Repeat the material below exactly, with no pictures.
###
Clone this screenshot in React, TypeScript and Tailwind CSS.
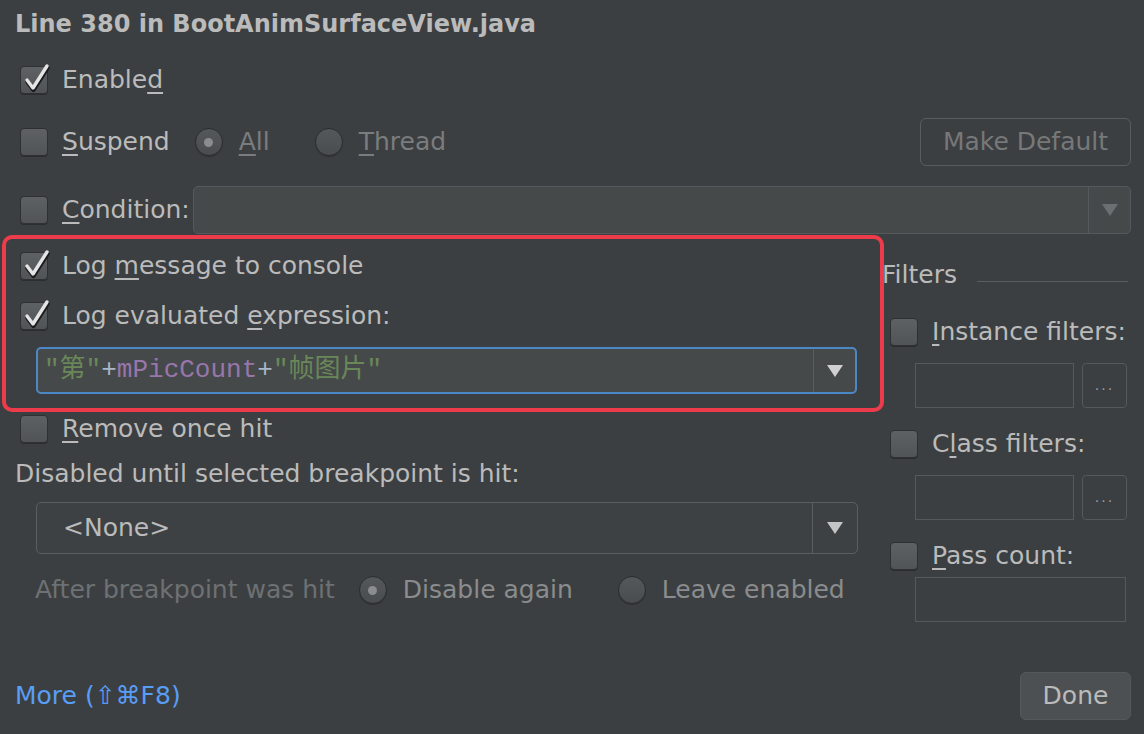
import React from "react";

const font = "font-['DejaVu_Sans',sans-serif]";

function Check({ checked }: { checked?: boolean }) {
    return (
        <span className="relative inline-block w-[28px] h-[28px] shrink-0 rounded-[4px] bg-linear-to-b from-[#5e6163] to-[#515456] border border-[#2e3032] shadow-[0_1px_0_#2b2d2e]">
            {checked &&
                <svg className="absolute left-[2px] top-[-4px] overflow-visible" width="28" height="30" viewBox="0 0 28 30">
                    <path d="M4 17 L10 25 L24 3" fill="none" stroke="#1a1b1c" strokeWidth="4.5" strokeLinecap="round" strokeLinejoin="round" transform="translate(0.5 1.8)" />
                    <path d="M4 17 L10 25 L24 3" fill="none" stroke="#e4e4e4" strokeWidth="3.4" strokeLinecap="round" strokeLinejoin="round" />
                </svg>}
        </span>
    )
}

function Radio({ selected }: { selected?: boolean }) {
    return (
        <span className="flex items-center justify-center w-[28px] h-[28px] shrink-0 rounded-full bg-linear-to-b from-[#54585a] to-[#4a4d4f] border border-[#2b2d2e] shadow-[0_1px_0_#2f3132]">
            {selected && <span className="w-[9px] h-[9px] rounded-full bg-[#8a8c8e]" />}
        </span>
    )
}

function Arrow({ color }: { color: string }) {
    return (
        <svg width="16" height="12" viewBox="0 0 16 12">
            <path d="M0 0 H16 L8 12 Z" fill={color} />
        </svg>
    )
}

function U({ children }: { children: React.ReactNode }) {
    return <span className="underline underline-offset-[4px] decoration-[2px]">{children}</span>
}

export default function App() {
    return (
        <div className={`w-[1144px] h-[734px] bg-[#3c3f41] overflow-hidden flex flex-col text-[#bbbbbb] text-[25px] ${font}`}>
            {/* header rows */}
            <div className="h-[48px] flex items-center pl-[15px] font-bold text-[24px]">Line 380 in BootAnimSurfaceView.java</div>

            <div className="h-[48px] mt-[8px] flex items-center pl-[20px] gap-[14px]">
                <Check checked />
                <span>Enable<U>d</U></span>
            </div>

            <div className="h-[48px] mt-[14px] flex items-center pl-[20px] pr-[13px]">
                <Check />
                <span className="ml-[14px]"><U>S</U>uspend</span>
                <span className="ml-[25px]"><Radio selected /></span>
                <span className="ml-[16px] text-[#7a7c7e]"><U>A</U>ll</span>
                <span className="ml-[45px]"><Radio /></span>
                <span className="ml-[16px] text-[#7a7c7e]"><U>T</U>hread</span>
                <button className="ml-auto w-[211px] h-[48px] rounded-[6px] border border-[#5a5d5f] text-[#767879]">Make Default</button>
            </div>

            <div className="h-[48px] mt-[20px] flex items-center pl-[20px] pr-[13px]">
                <Check />
                <span className="ml-[14px]"><U>C</U>ondition:</span>
                <div className="ml-[3px] flex-1 h-[48px] flex rounded-[5px] border border-[#56595b] bg-[#45494a]">
                    <div className="flex-1" />
                    <div className="w-[42px] border-l border-[#56595b] flex items-center justify-center"><Arrow color="#6c6f71" /></div>
                </div>
            </div>

            {/* main two column section */}
            <div className="mt-[1px] flex">
                <div className="ml-[2px] w-[882px] flex flex-col">
                    <div className="h-[177px] rounded-[10px] border-[4px] border-[#ec3b4a] pt-[7px] pl-[14px] pr-[23px] flex flex-col">
                        <div className="h-[40px] flex items-center gap-[14px]">
                            <Check checked />
                            <span>Log <U>m</U>essage to console</span>
                        </div>
                        <div className="h-[40px] mt-[10px] flex items-center gap-[14px]">
                            <Check checked />
                            <span>Log evaluated <U>e</U>xpression:</span>
                        </div>
                        <div className="ml-[16px] mt-[11px] h-[47px] flex rounded-[5px] border-[2px] border-[#4c88c6] bg-[#45494a]">
                            <div className="flex-1 flex items-center pl-[6px] text-[26px] font-['Liberation_Mono','Noto_Sans_CJK_SC',monospace]">
                                <span className="text-[#6a8759]">"第"</span>
                                <span className="text-[#a9b7c6]">+</span>
                                <span className="text-[#9876aa]">mPicCount</span>
                                <span className="text-[#a9b7c6]">+</span>
                                <span className="text-[#6a8759]">"帧图片"</span>
                            </div>
                            <div className="w-[42px] border-l border-[#5a5d5f] flex items-center justify-center"><Arrow color="#d0d0d0" /></div>
                        </div>
                    </div>

                    <div className="h-[34px] flex items-center gap-[14px] pl-[18px]">
                        <Check />
                        <span><U>R</U>emove once hit</span>
                    </div>

                    <div className="h-[36px] mt-[10px] flex items-center pl-[13px]">Disabled until selected breakpoint is hit:</div>

                    <div className="ml-[34px] w-[822px] mt-[10px] h-[52px] flex rounded-[5px] border border-[#5b5e60] bg-[#3e4143]">
                        <div className="flex-1 flex items-center pl-[26px]">&lt;None&gt;</div>
                        <div className="w-[45px] border-l border-[#5b5e60] flex items-center justify-center"><Arrow color="#c4c4c4" /></div>
                    </div>

                    <div className="h-[40px] mt-[16px] flex items-center pl-[33px]">
                        <span className="text-[#6e7173]">After breakpoint was hit</span>
                        <span className="ml-[24px]"><Radio selected /></span>
                        <span className="ml-[16px] text-[#8a8c8e]">Disable again</span>
                        <span className="ml-[45px]"><Radio /></span>
                        <span className="ml-[16px] text-[#8a8c8e]">Leave enabled</span>
                    </div>
                </div>

                {/* filters */}
                <div className="flex-1 flex flex-col pr-[16px]">
                    <div className="h-[40px] mt-[20px] flex items-center">
                        <span className="-ml-[2px]">Filters</span>
                        <span className="ml-[20px] flex-1 h-px bg-[#5a5d5f] mt-[12px]" />
                    </div>
                    <div className="h-[34px] mt-[20px] flex items-center gap-[14px] pl-[6px]">
                        <Check />
                        <span><U>I</U>nstance filters:</span>
                    </div>
                    <div className="mt-[14px] h-[45px] flex pl-[31px] gap-[8px]">
                        <div className="w-[159px] border border-[#56595b]" />
                        <div className="w-[45px] rounded-[4px] border border-[#56595b] flex items-center justify-center text-[14px] text-[#9a9a9a] tracking-[2px]">...</div>
                    </div>
                    <div className="h-[34px] mt-[19px] flex items-center gap-[14px] pl-[6px]">
                        <Check />
                        <span>C<U>l</U>ass filters:</span>
                    </div>
                    <div className="mt-[14px] h-[45px] flex pl-[31px] gap-[8px]">
                        <div className="w-[159px] border border-[#56595b]" />
                        <div className="w-[45px] rounded-[4px] border border-[#56595b] flex items-center justify-center text-[14px] text-[#9a9a9a] tracking-[2px]">...</div>
                    </div>
                    <div className="h-[34px] mt-[19px] flex items-center gap-[14px] pl-[6px]">
                        <Check />
                        <span><U>P</U>ass count:</span>
                    </div>
                    <div className="mt-[4px] h-[45px] ml-[31px] w-[211px] border border-[#56595b]" />
                </div>
            </div>

            {/* footer */}
            <div className="mt-auto mb-[14px] h-[48px] flex items-center pl-[15px] pr-[13px]">
                <span className="text-[#589df6]">More (⇧⌘F8)</span>
                <button className="ml-auto w-[111px] h-[48px] rounded-[6px] border border-[#55585a] bg-[#4c5052] text-[#bbbbbb]">Done</button>
            </div>
        </div>
    )
}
###
Answer in full:
Clone this screenshot in React, TypeScript and Tailwind CSS.
import React from "react";

const font = "font-['DejaVu_Sans',sans-serif]";

function Check({ checked }: { checked?: boolean }) {
    return (
        <span className="relative inline-block w-[28px] h-[28px] shrink-0 rounded-[4px] bg-linear-to-b from-[#5e6163] to-[#515456] border border-[#2e3032] shadow-[0_1px_0_#2b2d2e]">
            {checked &&
                <svg className="absolute left-[2px] top-[-4px] overflow-visible" width="28" height="30" viewBox="0 0 28 30">
                    <path d="M4 17 L10 25 L24 3" fill="none" stroke="#1a1b1c" strokeWidth="4.5" strokeLinecap="round" strokeLinejoin="round" transform="translate(0.5 1.8)" />
                    <path d="M4 17 L10 25 L24 3" fill="none" stroke="#e4e4e4" strokeWidth="3.4" strokeLinecap="round" strokeLinejoin="round" />
                </svg>}
        </span>
    )
}

function Radio({ selected }: { selected?: boolean }) {
    return (
        <span className="flex items-center justify-center w-[28px] h-[28px] shrink-0 rounded-full bg-linear-to-b from-[#54585a] to-[#4a4d4f] border border-[#2b2d2e] shadow-[0_1px_0_#2f3132]">
            {selected && <span className="w-[9px] h-[9px] rounded-full bg-[#8a8c8e]" />}
        </span>
    )
}

function Arrow({ color }: { color: string }) {
    return (
        <svg width="16" height="12" viewBox="0 0 16 12">
            <path d="M0 0 H16 L8 12 Z" fill={color} />
        </svg>
    )
}

function U({ children }: { children: React.ReactNode }) {
    return <span className="underline underline-offset-[4px] decoration-[2px]">{children}</span>
}

export default function App() {
    return (
        <div className={`w-[1144px] h-[734px] bg-[#3c3f41] overflow-hidden flex flex-col text-[#bbbbbb] text-[25px] ${font}`}>
            {/* header rows */}
            <div className="h-[48px] flex items-center pl-[15px] font-bold text-[24px]">Line 380 in BootAnimSurfaceView.java</div>

            <div className="h-[48px] mt-[8px] flex items-center pl-[20px] gap-[14px]">
                <Check checked />
                <span>Enable<U>d</U></span>
            </div>

            <div className="h-[48px] mt-[14px] flex items-center pl-[20px] pr-[13px]">
                <Check />
                <span className="ml-[14px]"><U>S</U>uspend</span>
                <span className="ml-[25px]"><Radio selected /></span>
                <span className="ml-[16px] text-[#7a7c7e]"><U>A</U>ll</span>
                <span className="ml-[45px]"><Radio /></span>
                <span className="ml-[16px] text-[#7a7c7e]"><U>T</U>hread</span>
                <button className="ml-auto w-[211px] h-[48px] rounded-[6px] border border-[#5a5d5f] text-[#767879]">Make Default</button>
            </div>

            <div className="h-[48px] mt-[20px] flex items-center pl-[20px] pr-[13px]">
                <Check />
                <span className="ml-[14px]"><U>C</U>ondition:</span>
                <div className="ml-[3px] flex-1 h-[48px] flex rounded-[5px] border border-[#56595b] bg-[#45494a]">
                    <div className="flex-1" />
                    <div className="w-[42px] border-l border-[#56595b] flex items-center justify-center"><Arrow color="#6c6f71" /></div>
                </div>
            </div>

            {/* main two column section */}
            <div className="mt-[1px] flex">
                <div className="ml-[2px] w-[882px] flex flex-col">
                    <div className="h-[177px] rounded-[10px] border-[4px] border-[#ec3b4a] pt-[7px] pl-[14px] pr-[23px] flex flex-col">
                        <div className="h-[40px] flex items-center gap-[14px]">
                            <Check checked />
                            <span>Log <U>m</U>essage to console</span>
                        </div>
                        <div className="h-[40px] mt-[10px] flex items-center gap-[14px]">
                            <Check checked />
                            <span>Log evaluated <U>e</U>xpression:</span>
                        </div>
                        <div className="ml-[16px] mt-[11px] h-[47px] flex rounded-[5px] border-[2px] border-[#4c88c6] bg-[#45494a]">
                            <div className="flex-1 flex items-center pl-[6px] text-[26px] font-['Liberation_Mono','Noto_Sans_CJK_SC',monospace]">
                                <span className="text-[#6a8759]">"第"</span>
                                <span className="text-[#a9b7c6]">+</span>
                                <span className="text-[#9876aa]">mPicCount</span>
                                <span className="text-[#a9b7c6]">+</span>
                                <span className="text-[#6a8759]">"帧图片"</span>
                            </div>
                            <div className="w-[42px] border-l border-[#5a5d5f] flex items-center justify-center"><Arrow color="#d0d0d0" /></div>
                        </div>
                    </div>

                    <div className="h-[34px] flex items-center gap-[14px] pl-[18px]">
                        <Check />
                        <span><U>R</U>emove once hit</span>
                    </div>

                    <div className="h-[36px] mt-[10px] flex items-center pl-[13px]">Disabled until selected breakpoint is hit:</div>

                    <div className="ml-[34px] w-[822px] mt-[10px] h-[52px] flex rounded-[5px] border border-[#5b5e60] bg-[#3e4143]">
                        <div className="flex-1 flex items-center pl-[26px]">&lt;None&gt;</div>
                        <div className="w-[45px] border-l border-[#5b5e60] flex items-center justify-center"><Arrow color="#c4c4c4" /></div>
                    </div>

                    <div className="h-[40px] mt-[16px] flex items-center pl-[33px]">
                        <span className="text-[#6e7173]">After breakpoint was hit</span>
                        <span className="ml-[24px]"><Radio selected /></span>
                        <span className="ml-[16px] text-[#8a8c8e]">Disable again</span>
                        <span className="ml-[45px]"><Radio /></span>
                        <span className="ml-[16px] text-[#8a8c8e]">Leave enabled</span>
                    </div>
                </div>

                {/* filters */}
                <div className="flex-1 flex flex-col pr-[16px]">
                    <div className="h-[40px] mt-[20px] flex items-center">
                        <span className="-ml-[2px]">Filters</span>
                        <span className="ml-[20px] flex-1 h-px bg-[#5a5d5f] mt-[12px]" />
                    </div>
                    <div className="h-[34px] mt-[20px] flex items-center gap-[14px] pl-[6px]">
                        <Check />
                        <span><U>I</U>nstance filters:</span>
                    </div>
                    <div className="mt-[14px] h-[45px] flex pl-[31px] gap-[8px]">
                        <div className="w-[159px] border border-[#56595b]" />
                        <div className="w-[45px] rounded-[4px] border border-[#56595b] flex items-center justify-center text-[14px] text-[#9a9a9a] tracking-[2px]">...</div>
                    </div>
                    <div className="h-[34px] mt-[19px] flex items-center gap-[14px] pl-[6px]">
                        <Check />
                        <span>C<U>l</U>ass filters:</span>
                    </div>
                    <div className="mt-[14px] h-[45px] flex pl-[31px] gap-[8px]">
                        <div className="w-[159px] border border-[#56595b]" />
                        <div className="w-[45px] rounded-[4px] border border-[#56595b] flex items-center justify-center text-[14px] text-[#9a9a9a] tracking-[2px]">...</div>
                    </div>
                    <div className="h-[34px] mt-[19px] flex items-center gap-[14px] pl-[6px]">
                        <Check />
                        <span><U>P</U>ass count:</span>
                    </div>
                    <div className="mt-[4px] h-[45px] ml-[31px] w-[211px] border border-[#56595b]" />
                </div>
            </div>

            {/* footer */}
            <div className="mt-auto mb-[14px] h-[48px] flex items-center pl-[15px] pr-[13px]">
                <span className="text-[#589df6]">More (⇧⌘F8)</span>
                <button className="ml-auto w-[111px] h-[48px] rounded-[6px] border border-[#55585a] bg-[#4c5052] text-[#bbbbbb]">Done</button>
            </div>
        </div>
    )
}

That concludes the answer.